Et si l’évangile selon saint Marc avait été écrit par une femme, comme l’imaginent François Vouga et Carmen Burkhalter, les auteurs du récent ouvrage: « L’évangile d’une femme. Une lecture de l’évangile de Marc! »

Leur hypothèse de travail n’est pas loufoque. A méditer l’extrait que nous propose la liturgie pour ce dimanche, on pourrait même trouver des indices allant dans le sens de leur hypothèse.

Jésus donne une réponse aux douze qui ont discuté entre eux pour savoir qui était le plus grand. L’Evangile selon saint Marc nous dit: 

« S’étant assis, Jésus appela les douze et leur dit: ‘Si quelqu’un veut être le premier, qu’il soit le dernier de tous et le serviteur de tous.’ » (Mc 9, 35)

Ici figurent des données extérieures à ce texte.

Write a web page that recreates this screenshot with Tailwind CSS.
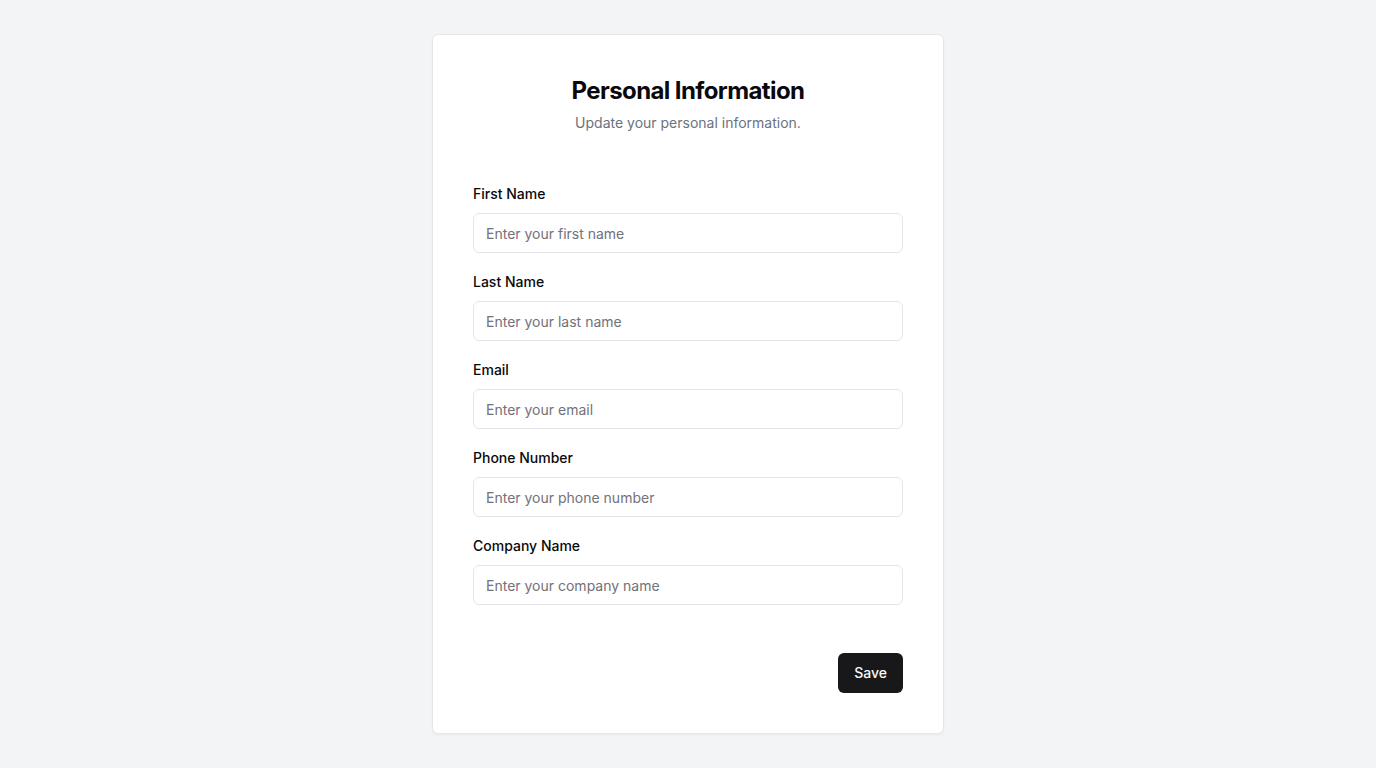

Réponse très claire: le premier est celui qui se fait le serviteur de tous. Et pour illustrer sa réponse et pour bien montrer que tous doivent être servis, mêmes les petits et les humbles, les exclus et ceux qui ne comptent pas, Jésus fait un geste que nous décrivent les trois évangiles selon Mt, Mc et Luc: « Prenant alors un enfant, il le plaça au milieu d’eux… » Seul l’évangile selon saint Marc remarque que Jésus « l’embrassa »; et pour nous décrire ce geste, il emploie un verbe que lui seul utilise dans le Nouveau Testament, à savoir « enagkalisamenos »: « prendre avec tendresse dans ses bras ». 

S’il était vrai que l’évangile selon saint Marc aurait comme auteure une femme, nous pourrions dire: Oui, les femmes ont un autre regard sur la réalité, elles nous font voir des gestes et des réalités qui pour les hommes passeraient peut-être inaperçus. 

Par l’ajout de ce verbe, l’évangile selon saint Marc ne nous dit pas seulement qui doit être servi mais encore comment: tous, surtout les petits et les exclus, ceux qui ne comptent pas, doivent être servis avec tendresse et amour. 

Remarquons encore quel mot l’évangile selon saint Marc utilise pour dire « serviteur ». Ce n’est pas le mot habituel « doulos » ou « pais », mais bien « diakonos », diacre, donc ce terme qui à l’époque de la rédaction de l’évangile désignait déjà un ministère dans l’église.

Et l’évangile selon saint Marc, peut-être écrit par une femme, nous rappelle par les mots et les gestes de Jésus que celui qui veut être le premier, doit être un ministre qui sert avec tendresse et amour aussi les humbles et les petits. 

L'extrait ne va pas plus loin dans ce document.